In a 30-year cycle, there are ups and downs in the economy. Whenever an industry’s return on investments is more than 10%, 15%, 20%, or anything above the normal average, it attracts investors. In the same way, when a company makes too much cash, they become a buyout target. These successful companies start to attract the technology geeks. They become a target for automation.
Today, I spent time researching market data for the upcoming UCF Real Estate Conference. A strange thing hit me, most of the sources I found were from people who don’t sell real estate. The articles were from tech companies trying to convince buyers and sellers to bypass the agent to enter their data (Homes for sale, homes they want to buy) and allow their computer to make a match.
Then I heard something funny from one of my real estate advisors. He said, “A client asked me if his Zillow Zestimate was correct?”
He continued the story by asking the customer, “Has Zillow been inside your home? I guess Zillow hasn’t seen your new kitchen or have they?”
The client laughed, my real estate advisor made his point.
Can real estate and tech companies work together?
When the market is up, we always see Silicon Valley techies jump into real estate trying to push the agent right out of the equation. Remember when everyone thought internet doctors would change medicine. Guess what? They didn’t.
Real estate will always be a localized business.

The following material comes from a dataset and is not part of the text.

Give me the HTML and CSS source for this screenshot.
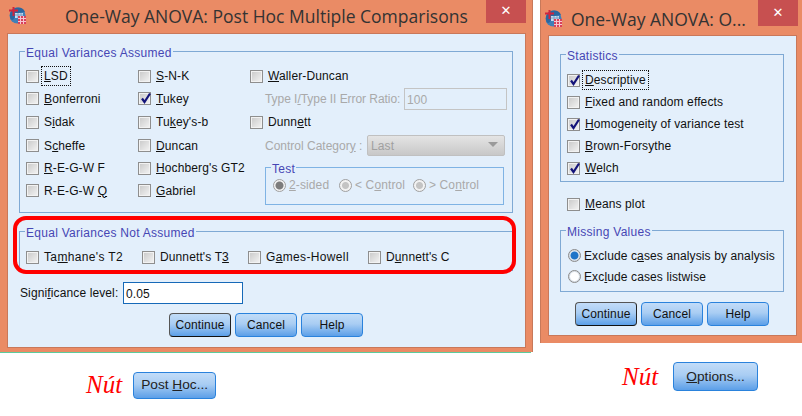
FILE: index.html
```html
<!DOCTYPE html>
<html lang="vi">
<head>
<meta charset="utf-8">
<title>One-Way ANOVA</title>
<link rel="stylesheet" href="styles.css">
</head>
<body>
<svg class="defs" width="0" height="0" aria-hidden="true">
  <defs>
    <symbol id="appicon" viewBox="0 0 17 17">
      <circle cx="8.5" cy="8.5" r="8" fill="#3f7fb8"/>
      <path d="M1 8.5a8 8 0 0 1 15-3.8L9 6 4 13 1.8 12.6A8 8 0 0 1 1 8.5z" fill="#2b669f"/>
      <rect x="6" y="6" width="8" height="5" fill="#c7dcf0"/>
      <path d="M6 8h8M9 6v5M12 6v5" stroke="#7fa3c8" stroke-width="1"/>
      <path d="M4.5 0v9M0 3.500h9" stroke="#d3243c" stroke-width="2" fill="none"/>
      <rect x="9" y="9" width="8" height="8" fill="#d8415c"/>
      <path d="M9 11.500h8M9 14.500h8M11.500 9v8M14.500 9v8" stroke="#f6c6cf" stroke-width="1"/>
    </symbol>
    <symbol id="tick" viewBox="0 0 13 13">
      <path d="M3 6.500l2.500 3.500L11 1.500" fill="none" stroke="#14147a" stroke-width="2.200"/>
    </symbol>
  </defs>
</svg>

<section class="window window-hoc">
  <header class="titlebar">
    <svg class="appicon"><use href="#appicon"/></svg>
    <h1 class="title title-hoc">One-Way ANOVA: Post Hoc Multiple Comparisons</h1>
    <div class="close close-hoc">✕</div>
  </header>
  <div class="client client-hoc">
    <fieldset class="group group-assumed">
      <legend>Equal Variances Assumed</legend>
      <div class="hoc-grid">
        <label class="opt"><i class="cb"></i><span class="focus"><u>L</u>SD</span></label>
        <label class="opt"><i class="cb"></i><span><u>S</u>-N-K</span></label>
        <label class="opt"><i class="cb"></i><span><u>W</u>aller-Duncan</span></label>

        <label class="opt"><i class="cb"></i><span><u>B</u>onferroni</span></label>
        <label class="opt"><i class="cb"><svg class="tick"><use href="#tick"/></svg></i><span><u>T</u>ukey</span></label>
        <div class="sub-row dim"><span class="ratio-label">Type I<u>/</u>Type II Error Ratio:</span><span class="ratio-box">100</span></div>

        <label class="opt"><i class="cb"></i><span>S<u>i</u>dak</span></label>
        <label class="opt"><i class="cb"></i><span>Tu<u>k</u>ey's-b</span></label>
        <label class="opt"><i class="cb"></i><span>Dunn<u>e</u>tt</span></label>

        <label class="opt"><i class="cb"></i><span>S<u>c</u>heffe</span></label>
        <label class="opt"><i class="cb"></i><span><u>D</u>uncan</span></label>
        <div class="sub-row dim"><span class="cat-label">Control Categor<u>y</u> :</span><span class="select">Last<i class="arrow"></i></span></div>

        <label class="opt"><i class="cb"></i><span><u>R</u>-E-G-W F</span></label>
        <label class="opt"><i class="cb"></i><span><u>H</u>ochberg's GT2</span></label>
        <fieldset class="group group-test">
          <legend>Test</legend>
          <div class="test-row dim">
            <span class="radio-opt r1"><i class="rd rd-dim rd-on"></i><span><u>2</u>-sided</span></span>
            <span class="radio-opt r2"><i class="rd rd-dim"></i><span>&lt; C<u>o</u>ntrol</span></span>
            <span class="radio-opt"><i class="rd rd-dim"></i><span>&gt; Co<u>n</u>trol</span></span>
          </div>
        </fieldset>

        <label class="opt"><i class="cb"></i><span>R-E-G-W <u>Q</u></span></label>
        <label class="opt"><i class="cb"></i><span><u>G</u>abriel</span></label>
      </div>
    </fieldset>

    <fieldset class="group group-not">
      <legend>Equal Variances Not Assumed</legend>
      <div class="not-row">
        <label class="opt not-1"><i class="cb"></i><span>Ta<u>m</u>hane's T2</span></label>
        <label class="opt not-2"><i class="cb"></i><span>Dunnett's T<u>3</u></span></label>
        <label class="opt not-3"><i class="cb"></i><span>G<u>a</u>mes-Howell</span></label>
        <label class="opt"><i class="cb"></i><span>D<u>u</u>nnett's C</span></label>
      </div>
    </fieldset>

    <div class="sig-row">
      <span class="sig-label">Signi<u>f</u>icance level:</span>
      <span class="sig-input">0.05</span>
    </div>
    <div class="btn-row btn-row-hoc">
      <span class="btn btn-default">Continue</span>
      <span class="btn">Cancel</span>
      <span class="btn">Help</span>
    </div>
  </div>
  <div class="highlight"></div>
</section>

<section class="window window-opt">
  <header class="titlebar">
    <svg class="appicon appicon-opt"><use href="#appicon"/></svg>
    <h1 class="title title-opt">One-Way ANOVA: O...</h1>
    <div class="close close-opt">✕</div>
  </header>
  <div class="client client-opt">
    <fieldset class="group group-stats">
      <legend>Statistics</legend>
      <div class="stack">
        <label class="opt"><i class="cb"><svg class="tick"><use href="#tick"/></svg></i><span class="focus"><u>D</u>escriptive</span></label>
        <label class="opt"><i class="cb"></i><span><u>F</u>ixed and random effects</span></label>
        <label class="opt"><i class="cb"><svg class="tick"><use href="#tick"/></svg></i><span><u>H</u>omogeneity of variance test</span></label>
        <label class="opt"><i class="cb"></i><span><u>B</u>rown-Forsythe</span></label>
        <label class="opt"><i class="cb"><svg class="tick"><use href="#tick"/></svg></i><span><u>W</u>elch</span></label>
      </div>
    </fieldset>
    <label class="opt means"><i class="cb"></i><span><u>M</u>eans plot</span></label>
    <fieldset class="group group-missing">
      <legend>Missing Values</legend>
      <div class="stack stack-radio">
        <span class="radio-opt"><i class="rd rd-on"></i><span>Exclude c<u>a</u>ses analysis by analysis</span></span>
        <span class="radio-opt"><i class="rd"></i><span>Exc<u>l</u>ude cases listwise</span></span>
      </div>
    </fieldset>
    <div class="btn-row btn-row-opt">
      <span class="btn btn-default">Continue</span>
      <span class="btn">Cancel</span>
      <span class="btn">Help</span>
    </div>
  </div>
</section>

<div class="caption caption-hoc">
  <em class="nut">Nút</em>
  <span class="btn btn-launch btn-posthoc"><span>Post <u>H</u>oc...</span></span>
</div>
<div class="caption caption-opt">
  <em class="nut">Nút</em>
  <span class="btn btn-launch btn-options"><span><u>O</u>ptions...</span></span>
</div>
</body>
</html>
```
FILE: styles.css
```css
* { box-sizing: border-box; }
html, body { margin: 0; padding: 0; }
body {
  position: relative;
  width: 802px;
  height: 416px;
  overflow: hidden;
  background: #fff;
  font: 12px/14px "Liberation Sans", Arial, sans-serif;
  letter-spacing: 0.12px;
  color: #111;
}
.defs { position: absolute; }

/* windows on the canvas */
.window {
  position: absolute;
  top: 0;
  display: flex;
  flex-direction: column;
  background: #ea8b65;
}
.window-hoc { left: 0; width: 533px; height: 352px; box-shadow: inset -1px 0 #c8795a; margin-bottom: 1px; }
.window-hoc::after {
  content: "";
  position: absolute;
  left: 0;
  top: 352px;
  width: 531px;
  height: 1px;
  background: #5ccb9c;
}
.window-opt { left: 540px; width: 262px; height: 343px; box-shadow: inset 1px 0 #c8795a; }

.titlebar { display: flex; align-items: flex-start; flex: none; }
.window-hoc .titlebar { height: 33px; }
.window-opt .titlebar { height: 35px; }
.appicon { width: 17px; height: 17px; flex: none; margin: 7px 0 0 9px; }
.appicon-opt { margin: 10px 0 0 5px; }
.title {
  margin: 0;
  font: 400 17.5px/22px "Open Sans", sans-serif;
  letter-spacing: 0;
  color: #333;
  white-space: nowrap;
}
.title-hoc { margin: 5px 0 0 39px; }
.title-opt { margin: 8px 0 0 9px; }
.close {
  margin-left: auto;
  width: 40px;
  background: #c75050;
  color: #fff;
  text-align: center;
  font: 700 13px/22px "DejaVu Sans", sans-serif;
  flex: none;
}
.close-hoc { height: 23px; margin-right: 7px; }
.close-opt { height: 26px; margin-right: 4px; line-height: 25px; }

.client {
  flex: 1;
  background: #e3effb;
  border: 1px solid #c9785a;
}
.client-hoc { margin: 0 7px 4px 7px; padding: 8px 12px 0 11px; }
.client-opt { margin: 0 5px 7px 8px; padding: 9px 12px 0 11px; }

/* group boxes */
.group {
  margin: 0;
  border: 1px solid #7fa9d4;
  padding: 5px 0 0 6px;
  min-width: 0;
}
.group legend {
  margin-left: -1px;
  padding: 4px 1px 0;
  color: #4646b4;
  line-height: 14px;
  letter-spacing: 0.28px;
}
.group-assumed { height: 171px; }
.group-not { margin-top: 9px; height: 49px; padding-top: 6px; }
.group-stats { height: 137px; padding-top: 6px; }
.group-missing { height: 71px; margin-top: 6px; padding-top: 6px; }

.hoc-grid {
  display: grid;
  grid-template-columns: 112px 112px 1fr;
  grid-template-rows: 22px 23px 24px 23px 22px 23px;
}
.opt { display: flex; align-items: center; white-space: nowrap; }
.opt > span { margin-left: 5px; }
.cb {
  position: relative;
  flex: none;
  width: 13px;
  height: 13px;
  border: 1px solid #8e8e8e;
  background: linear-gradient(135deg, #c8c8c8, #f4f4f4);
  box-shadow: inset 0 0 0 1px #f2f2f2;
}
.tick { position: absolute; left: 0; top: -1px; width: 13px; height: 13px; }
.focus { outline: 1px dotted #111; outline-offset: 2px; }

.dim { color: #a9a9a9; }
.sub-row { display: flex; align-items: center; padding-left: 15px; white-space: nowrap; }
.ratio-label { width: 139px; letter-spacing: -0.05px; }
.ratio-box {
  width: 103px;
  height: 22px;
  border: 1px solid #c4c4c4;
  padding: 5px 2px;
  line-height: 12px;
}
.cat-label { width: 102px; letter-spacing: 0; }
.select {
  position: relative;
  width: 138px;
  height: 21px;
  margin-top: -1px;
  padding: 3px;
  border: 1px solid #c0c0c0;
  border-radius: 2px;
  background: linear-gradient(#e4e4e4, #c8c8c8);
  color: #a0a0a0;
}
.arrow {
  position: absolute;
  right: 6px;
  top: 6px;
  border: 5px solid transparent;
  border-top: 5px solid #9a9a9a;
  border-bottom: 0;
}

.group-test {
  grid-column: 3;
  grid-row: 5 / 7;
  height: 47px;
  margin: 1px 0 0 15px;
  width: 239px;
  padding: 2px 0 0 7px;
  border-color: #7fb3e4;
}
.group-test legend { margin-left: -2px; }
.test-row { display: flex; height: 14px; }
.radio-opt { display: flex; align-items: center; white-space: nowrap; }
.radio-opt > i + span { margin-left: 3px; }
.r1 { width: 66px; }
.r2 { width: 74px; }
.rd {
  flex: none;
  display: block;
  width: 13px;
  height: 13px;
  border-radius: 50%;
  border: 1px solid #8a8a8a;
  background: #fff;
  box-shadow: inset 0 0 0 1px #d5dde6;
}
.rd-on { background: radial-gradient(circle, #1f74c8 0 3.5px, #e8eef5 4.5px); }
.rd-dim { border-color: #a0a0a0; background: radial-gradient(circle, #c4c4c4 0 3px, #f2f2f2 4px); box-shadow: none; }
.rd-dim.rd-on { background: radial-gradient(circle, #7c7c7c 0 3.5px, #f2f2f2 4.5px); }

.not-row { display: flex; height: 22px; }
.not-1 { width: 116px; letter-spacing: 0.35px; }
.not-2 { width: 106px; }
.not-3 { width: 120px; letter-spacing: 0.35px; }

.sig-row { display: flex; align-items: center; margin-top: 11px; padding-left: 1px; }
.sig-label { width: 103px; }
.sig-input {
  width: 120px;
  height: 22px;
  border: 1px solid #1669b8;
  background: #fff;
  padding: 5px 2px;
  line-height: 13px;
}

/* buttons */
.btn-row { display: flex; gap: 4px; }
.btn-row-hoc { margin: 9px 0 0 150px; }
.btn-row-opt { margin: 10px 0 0 15px; }
.btn {
  display: flex;
  align-items: center;
  justify-content: center;
  width: 62px;
  height: 24px;
  border: 1px solid #2a82dc;
  border-radius: 4px;
  background: linear-gradient(#c2dcf8, #a9cdf3 45%, #5c9fe8);
  color: #111;
}
.btn-default { border-color: #555 #222 #111 #555; }

.highlight {
  position: absolute;
  left: 13px;
  top: 216px;
  width: 503px;
  height: 58px;
  border: 4px solid #f00;
  border-radius: 13px;
}

/* labels under the windows */
.caption { position: absolute; display: flex; align-items: center; }
.caption-hoc { left: 86px; top: 371px; }
.caption-opt { left: 622px; top: 362px; }
.nut {
  font: italic 400 25px/28px "Liberation Serif", serif;
  letter-spacing: 0;
  color: #f00;
}
.btn-launch { font-size: 13.7px; letter-spacing: 0; color: #222; }
.btn-posthoc { width: 83px; height: 27px; margin-left: 11px; }
.btn-options { width: 85px; height: 29px; margin-left: 15px; }

/* option window */
.stack { display: grid; grid-auto-rows: 22px; }
.means { height: 22px; margin: 11px 0 0 7px; }
.stack-radio { grid-auto-rows: 21px; padding-left: 1px; }
```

In the past couple of years, I’ve counted over 14 companies in the business of having real estate change hands through algorithms. The human factor is out of the transaction. These tech companies are great at marketing the idea that real estate agents are too busy to sell a home. Websites like Realty Trac, Ten-X, Zillow, and more do a great job at writing blogs, but they are not the ones selling the homes. As one of my agents commented, these companies do not know about home improvements or crime in the area they are selling. These tech companies only know numbers.
The main reason these tech companies won’t make it is when the market goes south, and the margins dry up. Mostly, because people do not trust computers, technology does not help indecisive people decide.

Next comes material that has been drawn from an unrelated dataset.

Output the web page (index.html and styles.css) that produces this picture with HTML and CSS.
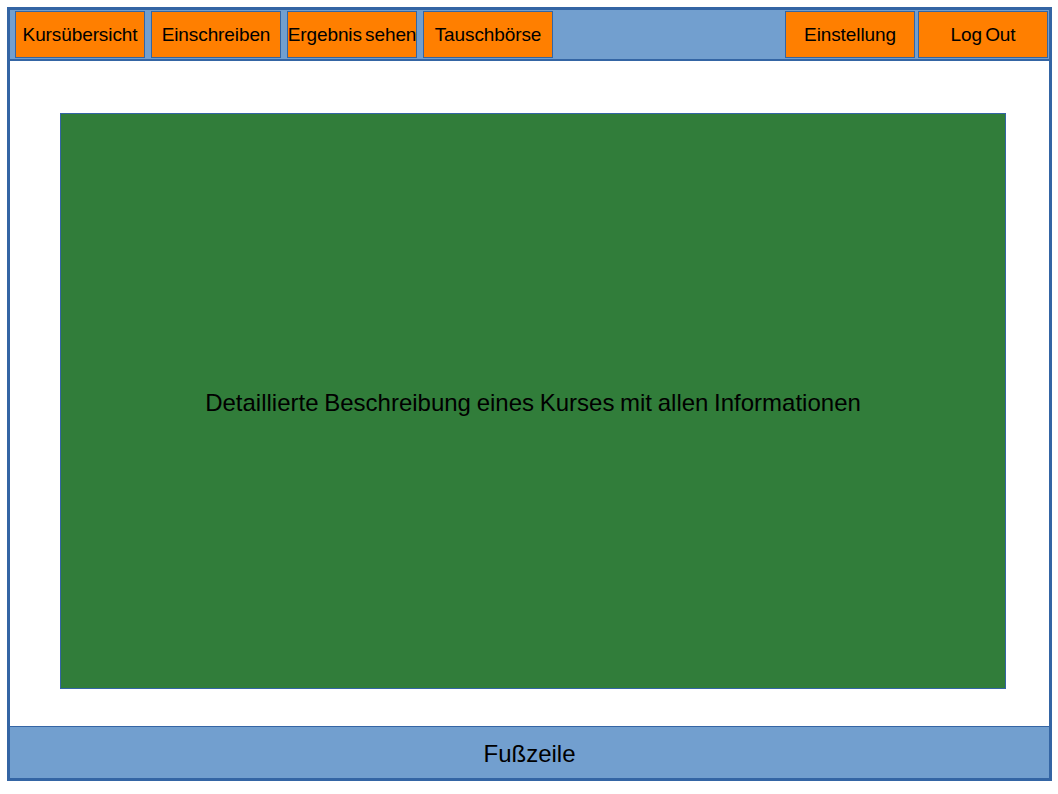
FILE: index.html
```html
<!DOCTYPE html>
<html lang="de">
<head>
<meta charset="utf-8">
<title>Kursdetails</title>
<link rel="stylesheet" href="styles.css">
</head>
<body>
<div class="frame">
  <nav class="nav">
    <div class="nav-group">
      <a class="btn">Kursübersicht</a>
      <a class="btn">Einschreiben</a>
      <a class="btn">Ergebnis sehen</a>
      <a class="btn">Tauschbörse</a>
    </div>
    <div class="nav-group nav-right">
      <a class="btn">Einstellung</a>
      <a class="btn">Log Out</a>
    </div>
  </nav>
  <main class="content">
    <div class="detail">Detaillierte Beschreibung eines Kurses mit allen Informationen</div>
  </main>
  <footer class="footer">Fußzeile</footer>
</div>
</body>
</html>
```
FILE: styles.css
```css
* { box-sizing: border-box; }
html, body { margin: 0; padding: 0; background: #ffffff; }
body { font-family: "Liberation Sans", Arial, sans-serif; color: #000; }
.frame {
  margin: 7px;
  width: 1045px;
  height: 774px;
  border: 3px solid #3465a4;
  display: flex;
  flex-direction: column;
}
.nav {
  height: 51px;
  background: #729fcf;
  border-bottom: 2px solid #3465a4;
  display: flex;
  justify-content: space-between;
  padding: 1px 1px 0 5px;
}
.nav-group { display: flex; gap: 6px; }
.nav-right { gap: 3px; }
.btn {
  width: 130px;
  height: 47px;
  background: #ff7f00;
  border: 1px solid #3465a4;
  display: flex;
  align-items: center;
  justify-content: center;
  font-size: 19px;
  white-space: nowrap;
  letter-spacing: -0.1px;
  word-spacing: -2px;
  overflow: visible;
}
.content {
  flex: 1;
  padding: 52px 43px 37px 50px;
  display: flex;
}
.detail {
  flex: 1;
  background: #317d3a;
  border: 1px solid #3465a4;
  display: flex;
  align-items: center;
  justify-content: center;
  font-size: 24px;
  word-spacing: -1px;
  padding-top: 3px;
}
.footer {
  height: 52px;
  background: #729fcf;
  border-top: 1px solid #3465a4;
  display: flex;
  align-items: center;
  justify-content: center;
  font-size: 24px;
  padding-top: 2px;
}
```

Day 9: Send 20 emails to your customers, reminding them you have a complete property management division with vetted vendors who can help them with repairs and more. Remind them you are there for them year round and not only when they are thinking about selling. As a bonus, call out a particular vendor you like and copy that vendor. Both parties will love you.
PS. Please do not forget to give thanks, update your calendar (before your day starts), call your accountability partner, and kiss your spouse.